Status: 🔴 closed weights, vendor-reported numbers. Cited carefully throughout the list; never as “the canonical scaling curve.”

Anthropic Claude with extended thinking

Claude 3.5 Sonnet introduced visible thinking traces in select interfaces.
Claude 3.7 Sonnet (2025-02) — first Anthropic model with a publicly-documented “extended thinking” mode and explicit reasoning-budget control.
Claude Opus 4.x with thinking — the line discussed throughout this list when “Claude with thinking” appears.

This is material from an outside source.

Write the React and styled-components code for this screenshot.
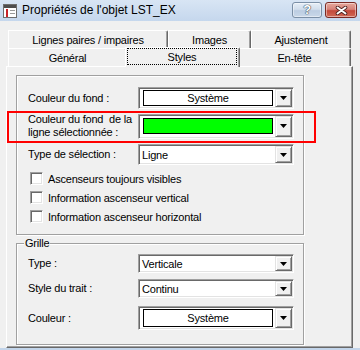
import React from "react";
import styled, { createGlobalStyle } from "styled-components";

const GlobalStyle = createGlobalStyle`
  html, body {
    margin: 0;
    padding: 0;
    background: #f0f0f0;
  }
  body {
    font-family: "Liberation Sans", Arial, sans-serif;
    font-size: 11px;
    letter-spacing: -0.2px;
    color: #000;
  }
`;

const Window = styled.div`
  box-sizing: border-box;
  width: 360px;
  height: 350px;
  overflow: hidden;
  background: #f0f0f0;
  border-bottom: 2px solid #c3d5ea;
  display: flex;
  flex-direction: column;
`;

const TitleBar = styled.div`
  flex: none;
  height: 21px;
  display: flex;
  align-items: center;
  padding: 0 3px;
  background: linear-gradient(#d8e5f4, #c5d7ed);
`;

const Title = styled.span`
  margin-left: 5px;
  font-size: 12px;
  letter-spacing: 0;
  line-height: 21px;
  white-space: nowrap;
`;

const Caption = styled.div`
  margin-left: auto;
  align-self: flex-start;
  margin-top: 2px;
  display: flex;
  gap: 3px;
`;

const CaptionButton = styled.div`
  box-sizing: border-box;
  width: ${(p) => p.$w}px;
  height: 16px;
  border: 1px solid ${(p) => (p.$close ? "#7a2a24" : "#7b8fa6")};
  border-radius: 3px;
  background: ${(p) =>
    p.$close
      ? "linear-gradient(#e6a99c, #d6837a 45%, #c4493a 55%, #d06a57)"
      : "linear-gradient(#e6eef7, #d2deec 45%, #bccde2 55%, #c9d8e9)"};
  box-shadow: inset 0 0 0 1px rgba(255, 255, 255, 0.45);
  display: flex;
  align-items: center;
  justify-content: center;
`;

const HelpGlyph = styled.span`
  font-weight: bold;
  font-size: 13px;
  line-height: 14px;
  color: #fff;
  text-shadow: 0 0 1px #3c4a5c, 0 0 1px #3c4a5c, 0 0 1px #3c4a5c;
`;

const Body = styled.div`
  flex: 1;
  padding: 9px 0 0 6px;
  display: flex;
  flex-direction: column;
`;

const TabStrip = styled.div`
  position: relative;
  z-index: 2;
  padding-left: 2px;
  display: flex;
  flex-direction: column;
`;

const TabRow = styled.div`
  display: flex;
  align-items: flex-end;
  height: 18px;
`;

const Tab = styled.div`
  box-sizing: border-box;
  flex: none;
  position: relative;
  z-index: ${(p) => (p.$active ? 3 : 1)};
  width: ${(p) => (p.$active ? p.$w + 4 : p.$w)}px;
  height: ${(p) => (p.$active ? 20 : 18)}px;
  margin: 0 ${(p) => (p.$active ? -2 : 0)}px ${(p) => (p.$active ? -1 : 0)}px;
  display: flex;
  align-items: ${(p) => (p.$active ? "flex-start" : "center")};
  justify-content: center;
  background: #f0f0f0;
  border-top: 1px solid #fff;
  border-left: 1px solid #fff;
  border-right: 1px solid #696969;
  border-top-right-radius: 2px;
  box-shadow: inset -1px 0 #a0a0a0;
  white-space: nowrap;
`;

const Focus = styled.span`
  box-sizing: border-box;
  flex: 1;
  height: 17px;
  margin: 0 2px 0 1px;
  border: 1px dotted #000;
  display: flex;
  align-items: center;
  justify-content: center;
`;

const Panel = styled.div`
  position: relative;
  z-index: 1;
  box-sizing: border-box;
  width: 347px;
  height: 282px;
  border-top: 1px solid #fff;
  border-left: 1px solid #fff;
  border-right: 1px solid #696969;
  border-bottom: 1px solid #696969;
  box-shadow: inset -1px -1px #a0a0a0;
  padding: 8px 0 0 9px;
  display: flex;
  flex-direction: column;
  gap: 8px;
`;

const Group = styled.div`
  position: relative;
  box-sizing: border-box;
  width: 288px;
  border: 1px solid #a0a0a0;
  box-shadow: inset 1px 1px #fff, 1px 1px #fff;
  padding: ${(p) => p.$pad};
  display: flex;
  flex-direction: column;
`;

const Legend = styled.span`
  position: absolute;
  top: -7px;
  left: 7px;
  padding: 0 1px;
  line-height: 13px;
  background: #f0f0f0;
`;

const Row = styled.div`
  display: flex;
  align-items: center;
  margin-top: ${(p) => p.$mt || 0}px;
`;

const Label = styled.div`
  flex: none;
  width: 110px;
  line-height: 13px;
  white-space: nowrap;
`;

const ComboBox = styled.div`
  box-sizing: border-box;
  flex: none;
  width: 156px;
  height: ${(p) => p.$h}px;
  padding: 1px;
  display: flex;
  background: #fff;
  border-top: 1px solid #a0a0a0;
  border-left: 1px solid #a0a0a0;
  border-bottom: 1px solid #fff;
  border-right: 1px solid #fff;
  box-shadow: inset 1px 1px #696969, inset -1px -1px #e3e3e3;
`;

const Field = styled.div`
  flex: 1;
  display: flex;
  align-items: center;
  padding-left: 2px;
  white-space: nowrap;
`;

const Swatch = styled.div`
  box-sizing: border-box;
  flex: 1;
  height: ${(p) => p.$h}px;
  margin: 0 2px 0 1px;
  border: 1px solid #000;
  background: ${(p) => p.$bg};
  display: flex;
  align-items: center;
  justify-content: center;
`;

const DropButton = styled.div`
  box-sizing: border-box;
  flex: none;
  width: 17px;
  background: #f0f0f0;
  border-top: 1px solid #e3e3e3;
  border-left: 1px solid #e3e3e3;
  border-right: 1px solid #696969;
  border-bottom: 1px solid #696969;
  box-shadow: inset 1px 1px #fff, inset -1px -1px #a0a0a0;
  display: flex;
  align-items: center;
  justify-content: center;
`;

const CheckList = styled.div`
  display: flex;
  flex-direction: column;
  gap: 6px;
  margin-top: 7px;
  padding-left: 2px;
`;

const CheckRow = styled.div`
  display: flex;
  align-items: center;
  gap: 5px;
  height: 13px;
  white-space: nowrap;
`;

const CheckBox = styled.span`
  box-sizing: border-box;
  flex: none;
  width: 13px;
  height: 13px;
  background: #fff;
  border-top: 1px solid #a0a0a0;
  border-left: 1px solid #a0a0a0;
  border-bottom: 1px solid #fff;
  border-right: 1px solid #fff;
  box-shadow: inset 1px 1px #696969, inset -1px -1px #e3e3e3;
`;

const Highlight = styled.div`
  position: absolute;
  left: 0;
  top: 44px;
  width: 309px;
  height: 32px;
  box-sizing: border-box;
  border: 2px solid #ff0000;
  pointer-events: none;
`;

const WindowIcon = () => (
  <svg width="14" height="14" viewBox="0 0 14 14">
    <rect x="0.5" y="0.5" width="13" height="13" fill="#fff" stroke="#6e6e6e" />
    <rect x="1" y="1" width="12" height="3" fill="#4d4d4d" />
    <rect x="3" y="5" width="2" height="8" fill="#c8242a" />
    <rect x="7" y="6" width="5" height="1" fill="#9a9a9a" />
    <rect x="7" y="9" width="5" height="1" fill="#9a9a9a" />
  </svg>
);

const CloseGlyph = () => (
  <svg width="13" height="9" viewBox="0 0 13 9">
    <path d="M2.5 1.5 L10.5 7.5 M10.5 1.5 L2.5 7.5" stroke="#4a1f1c" strokeWidth="3.6" strokeLinecap="round" />
    <path d="M2.5 1.5 L10.5 7.5 M10.5 1.5 L2.5 7.5" stroke="#fff" strokeWidth="2" strokeLinecap="round" />
  </svg>
);

const Arrow = () => (
  <svg width="7" height="4" viewBox="0 0 7 4">
    <polygon points="0,0 7,0 3.5,4" fill="#000" />
  </svg>
);

function Combo({ h, swatch, swatchH, children }) {
  return (
    <ComboBox $h={h}>
      <Field>
        {swatch ? (
          <Swatch $bg={swatch} $h={swatchH}>
            {children}
          </Swatch>
        ) : (
          children
        )}
      </Field>
      <DropButton>
        <Arrow />
      </DropButton>
    </ComboBox>
  );
}

const backTabs = [
  { label: "Lignes paires / impaires", w: 160 },
  { label: "Images", w: 83 },
  { label: "Ajustement", w: 100 },
];

const frontTabs = [
  { label: "Général", w: 119 },
  { label: "Styles", w: 111, active: true },
  { label: "En-tête", w: 113 },
];

const checks = [
  "Ascenseurs toujours visibles",
  "Information ascenseur vertical",
  "Information ascenseur horizontal",
];

export default function App() {
  return (
    <>
      <GlobalStyle />
      <Window>
        <TitleBar>
          <WindowIcon />
          <Title>Propriétés de l'objet LST_EX</Title>
          <Caption>
            <CaptionButton $w={30}>
              <HelpGlyph>?</HelpGlyph>
            </CaptionButton>
            <CaptionButton $w={32} $close>
              <CloseGlyph />
            </CaptionButton>
          </Caption>
        </TitleBar>

        <Body>
          <TabStrip>
            <TabRow>
              {backTabs.map((t) => (
                <Tab key={t.label} $w={t.w}>
                  {t.label}
                </Tab>
              ))}
            </TabRow>
            <TabRow>
              {frontTabs.map((t) => (
                <Tab key={t.label} $w={t.w} $active={t.active}>
                  {t.active ? <Focus>{t.label}</Focus> : t.label}
                </Tab>
              ))}
            </TabRow>
          </TabStrip>

          <Panel>
            <Group $pad="11px 0 11px 11px">
              <Row>
                <Label>Couleur du fond :</Label>
                <Combo h={22} swatch="#fff" swatchH={16}>
                  Système
                </Combo>
              </Row>
              <Row $mt={4}>
                <Label>
                  Couleur du fond{"\u00a0"} de la
                  <br />
                  ligne sélectionnée :
                </Label>
                <Combo h={25} swatch="#00ff00" swatchH={16} />
              </Row>
              <Row $mt={5}>
                <Label>Type de sélection :</Label>
                <Combo h={21}>Ligne</Combo>
              </Row>
              <CheckList>
                {checks.map((c) => (
                  <CheckRow key={c}>
                    <CheckBox />
                    {c}
                  </CheckRow>
                ))}
              </CheckList>
            </Group>

            <Group $pad="10px 0 14px 11px">
              <Legend>Grille</Legend>
              <Row>
                <Label>Type :</Label>
                <Combo h={19}>Verticale</Combo>
              </Row>
              <Row $mt={6}>
                <Label>Style du trait :</Label>
                <Combo h={19}>Continu</Combo>
              </Row>
              <Row $mt={8}>
                <Label>Couleur :</Label>
                <Combo h={24} swatch="#fff" swatchH={18}>
                  Système
                </Combo>
              </Row>
            </Group>

            <Highlight />
          </Panel>
        </Body>
      </Window>
    </>
  );
}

Status: 🟡 partial — methods writeups are substantive, weights closed. Faithfulness work (Anthropic 2025) gives some research-grade access.

Google Gemini reasoning variants

Gemini 2.5 Flash / Pro with thinking (2025-Q1+).
Gemini Deep Think (2025-Q2-Q3) — reportedly achieved a gold-medal-equivalent score at IMO 2025 (vendor-reported).

Status: 🔴 closed. Connected to the DeepMind AlphaProof/AlphaGeometry line (Chapter 4) on the formal-proof side.

Open-weights families

DeepSeek

DeepSeek-R1 / R1-Zero (2025-01): the open-recipe paradigm shift. R1-Zero is the no-SFT pure-RL variant; R1 is R1-Zero plus cold-start SFT.
R1-Distill- N — distilled variants on Qwen2.5 (1.5B, 7B, 14B, 32B) and Llama-3 (8B, 70B) bases.
DeepSeekMath (2024) — predecessor; introduces GRPO.
DeepSeek-V3 (2024-12) — the base that R1 builds on.

Status: 🟢 open weights, open recipe. The empirical anchor for most of this list.

Qwen reasoning variants

Qwen2.5-Math family — math-tuned base for many open reproductions; not itself a reasoning model.
QwQ-32B-Preview (2024-11): early open reasoner predating R1.
Qwen3 (2025+) reasoning variants.

Status: 🟢 open. Frequently used as a base in open RLVR work; appears in notebooks 01–04.

Alibaba / Tongyi reasoning models

Several reasoning-mode variants of the Tongyi family in 2025–2026; treated as the Qwen sibling here.

Open R1 reproductions

HuggingFace Open-R1 project (2025): open-source R1 recipe reproduction.
SimpleRL (2025): minimal open RLVR.
Open-Reasoner-Zero (2025): another open R1-Zero-style reproduction.
verl (Volcano Engine RL library, 2024–2025): RL framework heavily used for R1 reproductions.

Status: 🟢 open. Listed in Chapter 5.

Tülu / AI2

Tülu 3 (2024-11): open post-training including RLVR. The earliest named RLVR recipe.
Tülu 3.5 and successors.

Status: 🟢 open.

Mistral reasoning variants

Mistral has released several reasoning-tuned models in 2025; the lineage is less consolidated than DeepSeek/Qwen and is treated paper-by-paper.

Formal-proof systems (a separate clade)

DeepMind AlphaProof + AlphaGeometry 2

AlphaProof: pretrained LM + AlphaZero-style RL over Lean 4 proofs.
AlphaGeometry 2: geometry-specialized formal prover.
IMO 2024: 4/6 problems, silver-medal threshold.
Nature methodology paper, Nov 2025.

Cited in Chapter 4 as the regime where explicit search and RL are complementary, not competing.

Other formal-proof RL systems

Several 2025 follow-ups on Lean / Coq with RL and tree search; tracked under WANTED.md.

How to use this catalog

A paper citing “R1” without further qualification usually means the full SFT+RL pipeline R1, not R1-Zero. When R1-Zero is meant, the paper says so.
“o1” without a year typically refers to the initial 2024-09 model; “o3” to the 2024-12-announcement / 2025-rollout successor.
“Claude with thinking” is post-3.5; before that, Claude’s CoT was implicit / chat-only.
“Reasoning model” in this list’s prose means an RL-trained, long-CoT-emitting model in the family above. We do not call a base instruct model a “reasoning model” even if it does CoT prompting.

What this catalog deliberately omits

Performance numbers (those live in tracker/benchmarks.md).
Architectural details when not load-bearing for the methodology story.
Pre-2024 chain-of-thought-prompted models (those are not reasoning models in the post-o1 sense).
Models without published methodology and without a public release (we have nothing to say about them).

Filed 2026-05-14. Update as the field’s families consolidate or split. PR-friendly.